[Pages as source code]
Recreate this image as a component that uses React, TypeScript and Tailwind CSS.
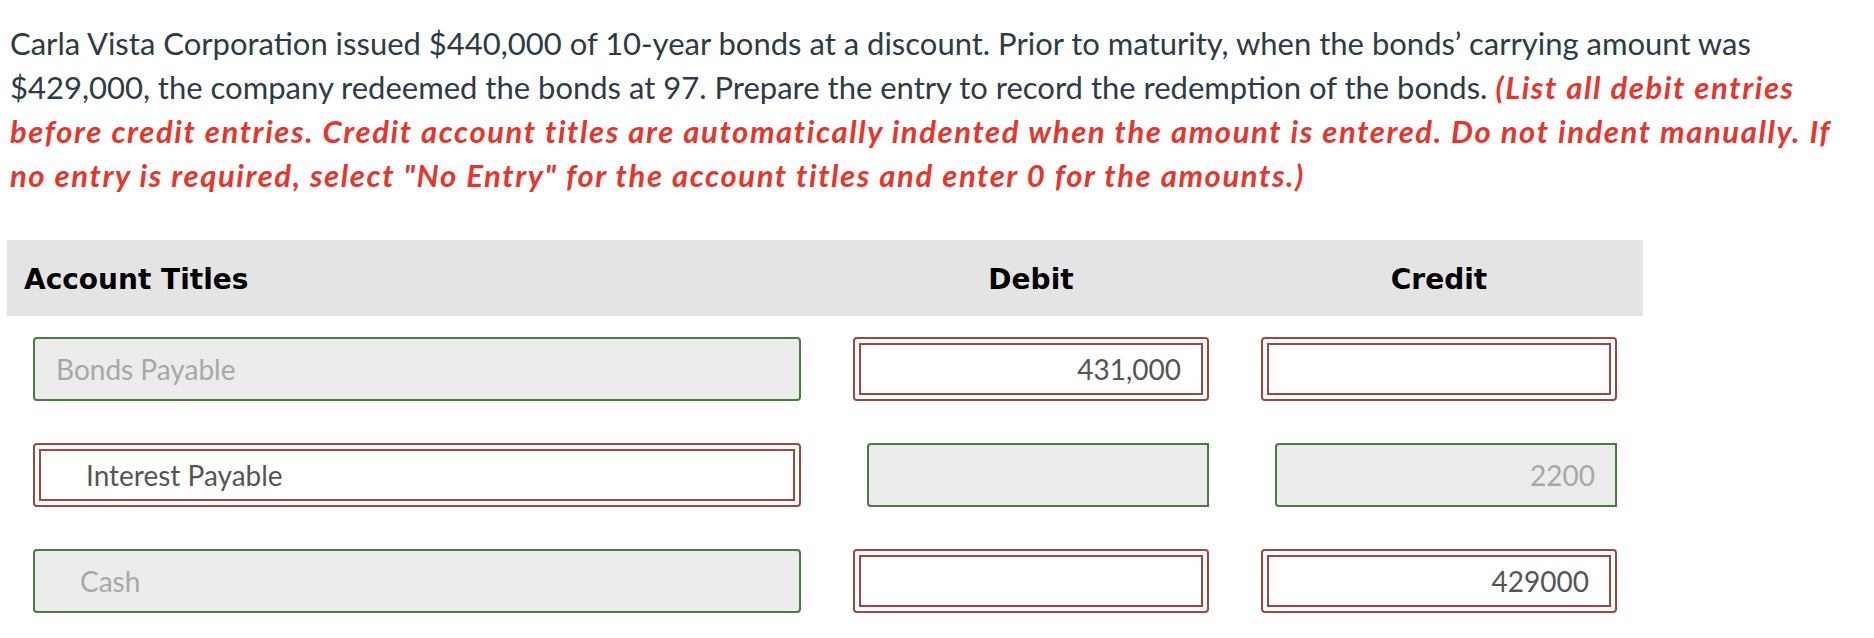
import React from "react";

const rows = [
  { title: "Bonds Payable", titleOk: true, indent: false, debit: "431,000", debitOk: false, credit: "", creditOk: false },
  { title: "Interest Payable", titleOk: false, indent: true, debit: "", debitOk: true, credit: "2200", creditOk: true },
  { title: "Cash", titleOk: true, indent: true, debit: "", debitOk: false, credit: "429000", creditOk: false },
];

const GreenBox = ({ value, right, indent, full }: { value: string; right?: boolean; indent?: boolean; full?: boolean }) => (
  <div
    className={
      full
        ? "h-[64px] flex items-center border-2 border-[#4b7a43] rounded-[4px] bg-[#ececec]"
        : "h-[64px] ml-[14px] flex items-center border-2 border-[#4b7a43] rounded-l-[4px] bg-[#ececec]"
    }
  >
    <input
      readOnly
      value={value}
      className={
        right
          ? "w-full bg-transparent outline-none text-right pr-[20px] text-[#a8a8a8]"
          : indent
          ? "w-full bg-transparent outline-none pl-[45px] text-[#a8a8a8]"
          : "w-full bg-transparent outline-none pl-[21px] text-[#a8a8a8]"
      }
    />
  </div>
);

const RedBox = ({ value, right, indent }: { value: string; right?: boolean; indent?: boolean }) => (
  <div className="h-[64px] border-2 border-[#a3453f] rounded-[4px] p-[4px] bg-white">
    <div className="h-full border-2 border-[#a3453f] flex items-center">
      <input
        readOnly
        value={value}
        className={
          right
            ? "w-full bg-transparent outline-none text-right pr-[20px] text-[#555555]"
            : indent
            ? "w-full bg-transparent outline-none pl-[45px] text-[#555555]"
            : "w-full bg-transparent outline-none pl-[13px] text-[#555555]"
        }
      />
    </div>
  </div>
);

export default function App() {
  return (
    <div className="w-[1874px] min-h-[638px] bg-white font-[Lato,sans-serif] text-[28px]">
      <p className="pt-[21px] pl-[10px] w-[1850px] text-[31px] leading-[44px] text-[#2d3b45]">
        Carla Vista Corporation issued $440,000 of 10-year bonds at a discount. Prior to maturity, when the bonds’ carrying
        amount was $429,000, the company redeemed the bonds at 97. Prepare the entry to record the redemption of the
        bonds.{" "}
        <span className="font-bold italic tracking-[1.6px] text-[#e8352b]">
          (List all debit entries before credit entries. Credit account titles are automatically indented when the amount
          is entered. Do not indent manually. If no entry is required, select "No Entry" for the account titles and enter
          0 for the amounts.)
        </span>
      </p>

      <div className="mt-[43px] ml-[7px] w-[1636px]">
        <div className="grid grid-cols-[820px_408px_408px] h-[76px] pt-[4px] items-center bg-[#e4e4e4] font-['DejaVu_Sans',sans-serif] font-bold text-black">
          <div className="pl-[17px]">Account Titles</div>
          <div className="text-center">Debit</div>
          <div className="text-center">Credit</div>
        </div>

        {rows.map((r) => (
          <div key={r.title} className="grid grid-cols-[820px_408px_408px] py-[21px]">
            <div className="px-[26px]">
              {r.titleOk ? <GreenBox value={r.title} indent={r.indent} full /> : <RedBox value={r.title} indent={r.indent} />}
            </div>
            <div className="px-[26px]">
              {r.debitOk ? <GreenBox value={r.debit} right /> : <RedBox value={r.debit} right />}
            </div>
            <div className="px-[26px]">
              {r.creditOk ? <GreenBox value={r.credit} right /> : <RedBox value={r.credit} right />}
            </div>
          </div>
        ))}
      </div>
    </div>
  );
}
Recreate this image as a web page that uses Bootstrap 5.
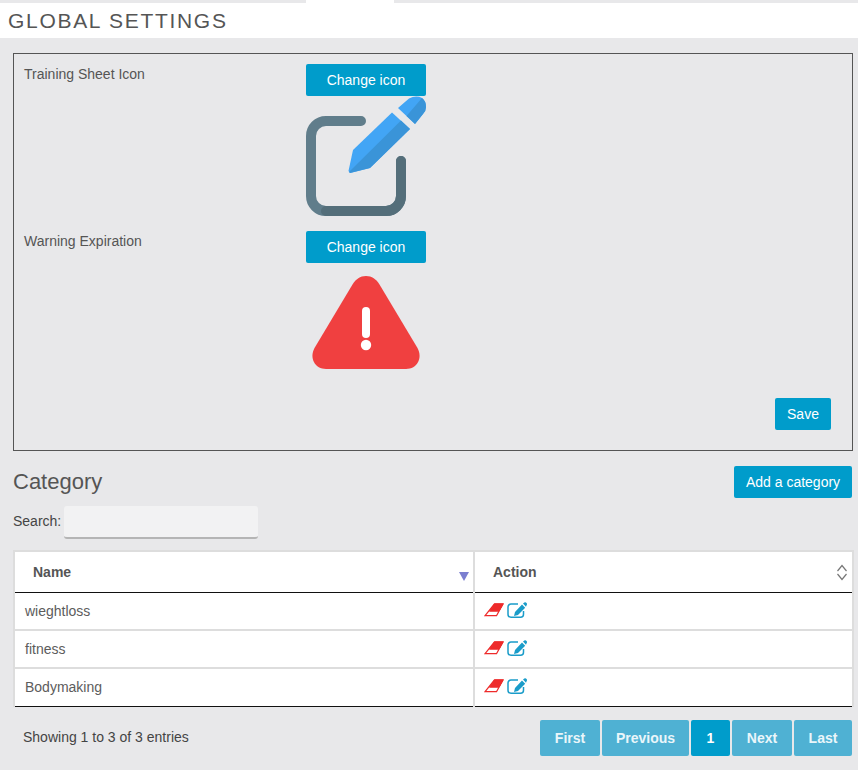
<!DOCTYPE html>
<html lang="en">
<head>
<meta charset="utf-8">
<title>Global Settings</title>
<link href="https://cdn.jsdelivr.net/npm/bootstrap@5.3.0/dist/css/bootstrap.min.css" rel="stylesheet">
<style>
html,body{height:770px;overflow:hidden}
body{background:#e8e8ea;font-family:"Liberation Sans",Arial,sans-serif;font-size:14px;color:#555;line-height:20px}
.top-strip{height:3px;background:#e8e8ea}
.top-tab{width:88px;height:3px;background:#fff;margin-left:306px}
.title-bar{height:35px;background:#fff;padding-left:8px}
.title-bar h1{margin:0;font-size:21px;line-height:35px;letter-spacing:1.7px;font-weight:400;color:#555;font-family:inherit}
.content-wrap{padding:15px 5px 0 13px}
.settings-box{height:398px;border:1px solid #555;padding:10px 21px 20px 10px;display:flex;flex-direction:column}
.set-row{display:flex}
.set-label{width:282px;line-height:20px}
.set-row-1{height:167px}
.btn-brand{background:#009ccb;border:0;border-radius:2px;color:#fff;font-size:14px;line-height:20px;padding:6px 12px}
.btn-brand:hover{background:#009ccb;color:#fff}
.btn-change{width:120px;height:32px;display:block}
.set-icon{display:block;width:120px;height:120px}
.save-line{margin-top:auto;display:flex;justify-content:flex-end}
.btn-save{width:56px;height:32px;padding:0}
.cat-head{display:flex;justify-content:space-between;align-items:center;margin-top:15px;height:32px}
.cat-head h2{font-size:22px;font-weight:400;line-height:36px;margin:0;color:#555;font-family:inherit}
.cat-head .btn-brand{height:32px;width:118px;padding:0;margin-right:1px}
.search-line{display:flex;align-items:flex-start;margin-top:8px;height:33px;color:#444}
.search-line label{line-height:30px}
.search-input{width:194px;height:33px;margin-left:3px;background:#f2f2f3;border:0;border-bottom:2px solid #b5b5b5;border-radius:3px}
.cat-table{width:841px;margin:11px 0 0 0;border-collapse:collapse;background:#fff;table-layout:fixed}
.cat-table th{height:41px;padding:0;border-top:2px solid #ddd;border-bottom:1px solid #111;font-size:14px;font-weight:700;color:#555;position:relative}
.cat-table th:first-child{padding-left:18px;width:460px;border-left:2px solid #ddd}
.cat-table th:last-child{padding-left:18px;border-left:2px solid #ddd;border-right:2px solid #ddd}
.cat-table td{height:38px;padding:0 0 0 10px;border-bottom:2px solid #ddd;border-left:2px solid #ddd;color:#5c5c5c}
.cat-table td:last-child{border-right:2px solid #ddd}
.cat-table tr:last-child td{border-bottom:1px solid #111;height:38px}
.sort-down{position:absolute;right:4px;top:20px;width:0;height:0;border-left:5px solid transparent;border-right:5px solid transparent;border-top:9px solid #7b7fd0}
.sort-both{position:absolute;right:4px;top:12px;width:12px;height:17px}
.act-icons{display:flex;gap:3px;align-items:center;margin:-2px 0 0 -1px}
.foot-line{display:flex;justify-content:space-between;align-items:flex-start;margin-top:13px}
.info-text{padding:7px 0 0 10px;color:#444}
.pager-line{display:flex;gap:2px;margin-right:1px}
.pg{height:36px;background:#4fb1d3;color:#eaf6fa;border-radius:2px;font-size:14px;font-weight:700;line-height:36px;text-align:center;text-decoration:none}
.pg-active{background:#009ccb;color:#fff}
.pg-first{width:60px}.pg-prev{width:87px}.pg-one{width:39px}.pg-next{width:60px}.pg-last{width:58px}
</style>
</head>
<body>
<div class="top-strip"><div class="top-tab"></div></div>
<div class="title-bar"><h1>GLOBAL SETTINGS</h1></div>
<div class="content-wrap">
  <div class="settings-box">
    <div class="set-row set-row-1">
      <div class="set-label">Training Sheet Icon</div>
      <div>
        <button class="btn btn-brand btn-change" type="button">Change icon</button>
        <svg class="set-icon" viewBox="0 0 120 120" aria-hidden="true">
          <path d="M55 25H20a15 15 0 0 0-15 15V100a15 15 0 0 0 15 15H80A15 15 0 0 0 95 100V65" fill="none" stroke="#607d8b" stroke-width="10" stroke-linecap="round"/>
          <path d="M20 115H80A15 15 0 0 0 95 100V65" fill="none" stroke="#546e7a" stroke-width="10" stroke-linecap="round"/>
          <path d="M86 16.500 104 33 64 72 44 77 42.500 75 47 54Z" fill="#42a5f5"/>
          <path d="M95 24.500 104 33 64 72 44 77 43 76Z" fill="#3a94d8"/>
          <path d="M92 12 103 2.500Q110-1 116 2 120 5 120 11 120 15 117 18L109 28Z" fill="#42a5f5"/>
          <path d="M116 2Q120 5 120 11 120 15 117 18L109 28 100.500 20Z" fill="#3a94d8"/>
        </svg>
      </div>
    </div>
    <div class="set-row">
      <div class="set-label">Warning Expiration</div>
      <div>
        <button class="btn btn-brand btn-change" type="button">Change icon</button>
        <svg class="set-icon" viewBox="0 0 120 120" aria-hidden="true">
          <path d="M60 13C66 13 70 16 73.500 21.500L111.500 85C117 95 111 106 100 106H20C9 106 3 95 8.500 85L46.500 21.500C50 16 54 13 60 13Z" fill="#f04040"/>
          <rect x="56" y="44" width="8" height="31" rx="4" fill="#fff"/>
          <circle cx="60" cy="82" r="5.200" fill="#fff"/>
        </svg>
      </div>
    </div>
    <div class="save-line"><button class="btn btn-brand btn-save" type="button">Save</button></div>
  </div>

  <div class="cat-head">
    <h2>Category</h2>
    <button class="btn btn-brand" type="button">Add a category</button>
  </div>
  <div class="search-line"><label for="cat-search">Search:</label><input id="cat-search" class="search-input" type="search"></div>

  <table class="cat-table">
    <thead>
      <tr><th>Name<span class="sort-down"></span></th>
      <th>Action<svg class="sort-both" viewBox="0 0 12 17" aria-hidden="true"><path d="M1.500 7 6 1.500 10.500 7M1.500 10 6 15.500 10.500 10" fill="none" stroke="#777" stroke-width="1.200"/></svg></th></tr>
    </thead>
    <tbody>
      <tr><td>wieghtloss</td><td><div class="act-icons">
        <svg width="20" height="14" viewBox="0 0 20 14" aria-hidden="true"><path d="M10.500 1H19L12.500 12.700H1Z" fill="#fff" stroke="#ee2b2b" stroke-width="1.300"/><path d="M10.500 1H19L15 8.200H5.500Z" fill="#ee2b2b" stroke="#ee2b2b"/></svg>
        <svg width="20" height="16" viewBox="0 0 20 16" aria-hidden="true"><path d="M11 2H4A3 3 0 0 0 1 5V12.200A3 3 0 0 0 4 15.200H13.500A3 3 0 0 0 16.500 12.200V9" fill="none" stroke="#1a9cc9" stroke-width="1.500"/><path d="M15 2.500 18.200 5.700 11 13 7 14 8 10ZM16 1.500 17.300.5A1.300 1.300 0 0 1 19 .5L19.700 1.200A1.300 1.300 0 0 1 19.700 3L19 4.700Z" fill="#1a9cc9"/></svg>
      </div></td></tr>
      <tr><td>fitness</td><td><div class="act-icons">
        <svg width="20" height="14" viewBox="0 0 20 14" aria-hidden="true"><path d="M10.500 1H19L12.500 12.700H1Z" fill="#fff" stroke="#ee2b2b" stroke-width="1.300"/><path d="M10.500 1H19L15 8.200H5.500Z" fill="#ee2b2b" stroke="#ee2b2b"/></svg>
        <svg width="20" height="16" viewBox="0 0 20 16" aria-hidden="true"><path d="M11 2H4A3 3 0 0 0 1 5V12.200A3 3 0 0 0 4 15.200H13.500A3 3 0 0 0 16.500 12.200V9" fill="none" stroke="#1a9cc9" stroke-width="1.500"/><path d="M15 2.500 18.200 5.700 11 13 7 14 8 10ZM16 1.500 17.300.5A1.300 1.300 0 0 1 19 .5L19.700 1.200A1.300 1.300 0 0 1 19.700 3L19 4.700Z" fill="#1a9cc9"/></svg>
      </div></td></tr>
      <tr><td>Bodymaking</td><td><div class="act-icons">
        <svg width="20" height="14" viewBox="0 0 20 14" aria-hidden="true"><path d="M10.500 1H19L12.500 12.700H1Z" fill="#fff" stroke="#ee2b2b" stroke-width="1.300"/><path d="M10.500 1H19L15 8.200H5.500Z" fill="#ee2b2b" stroke="#ee2b2b"/></svg>
        <svg width="20" height="16" viewBox="0 0 20 16" aria-hidden="true"><path d="M11 2H4A3 3 0 0 0 1 5V12.200A3 3 0 0 0 4 15.200H13.500A3 3 0 0 0 16.500 12.200V9" fill="none" stroke="#1a9cc9" stroke-width="1.500"/><path d="M15 2.500 18.200 5.700 11 13 7 14 8 10ZM16 1.500 17.300.5A1.300 1.300 0 0 1 19 .5L19.700 1.200A1.300 1.300 0 0 1 19.700 3L19 4.700Z" fill="#1a9cc9"/></svg>
      </div></td></tr>
    </tbody>
  </table>

  <div class="foot-line">
    <div class="info-text">Showing 1 to 3 of 3 entries</div>
    <nav class="pager-line" aria-label="Pagination">
      <a class="pg pg-first" href="#">First</a>
      <a class="pg pg-prev" href="#">Previous</a>
      <a class="pg pg-one pg-active" href="#">1</a>
      <a class="pg pg-next" href="#">Next</a>
      <a class="pg pg-last" href="#">Last</a>
    </nav>
  </div>
</div>
<script src="https://cdn.jsdelivr.net/npm/bootstrap@5.3.0/dist/js/bootstrap.bundle.min.js"></script>
</body>
</html>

WHAT THE EXERCISE ASKS:
Copy every line of the listing containing the string "Recreate".

EXPECTED ANSWER:
Recreate this image as a component that uses React, TypeScript and Tailwind CSS.
Recreate this image as a web page that uses Bootstrap 5.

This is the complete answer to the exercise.